A Practical Workflow for Consistency
Professional teams employ a workflow that minimizes these mistakes. It begins with a clear brief: identify the focal feature (brow, lip, eye), choose finishes that complement the lighting, and prepare the skin accordingly. Conceal conservatively, set purposefully, and build drama selectively. Throughout the day, schedule brief touch points: blot for oil without piling powder, refresh lashes with quick combing, and retouch a lip after meals rather than reapplying everything at once. These micro-habits preserve the original intention without compounding errors.

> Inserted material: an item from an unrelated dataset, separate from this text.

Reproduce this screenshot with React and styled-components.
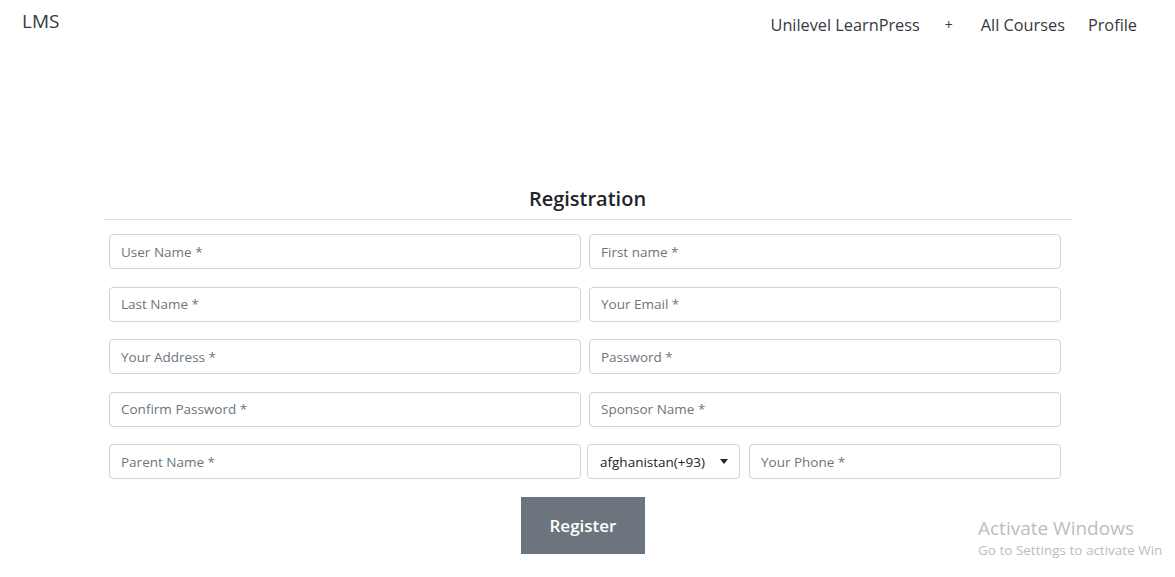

How to Talk to Your Makeup Artist
Clarity matters. Ask your artist which feature they plan to highlight, how the chosen products will behave under the shoot’s lighting, and what the quick touch-up plan looks like. If you are managing your own routine, rehearse the look once in the lighting you will use; that rehearsal invariably surfaces a small adjustment that averts a mid-shoot crisis.
Final Considerations
Makeup is a discipline of subtraction as much as addition. The most seductive looks are often those stripped to essentials: a luminous base, an intentional eye, and a single well-executed focal point. Excessiveness is rarely a substitute for precision. The path from a competent face to a magazine cover is less about more product and more about editing—removing what competes with the narrative and sharpening what remains.
In practice, that means trimming steps that do not materially improve the image, avoiding layered corrections that create texture, and choosing finishes that photograph honestly. It also means being candid about the limits of any single product: no primer will fix a dehydrated surface, and no powder will rescue a misplaced concealer.
Mastery arrives through repetition and discipline: the same sequence of preparation, selective emphasis and intentional touch-ups, repeated, produces reliable and beautiful results. For the artist and the subject alike, makeup is not a mask but a language; the better we learn its grammar, the clearer the story we can tell.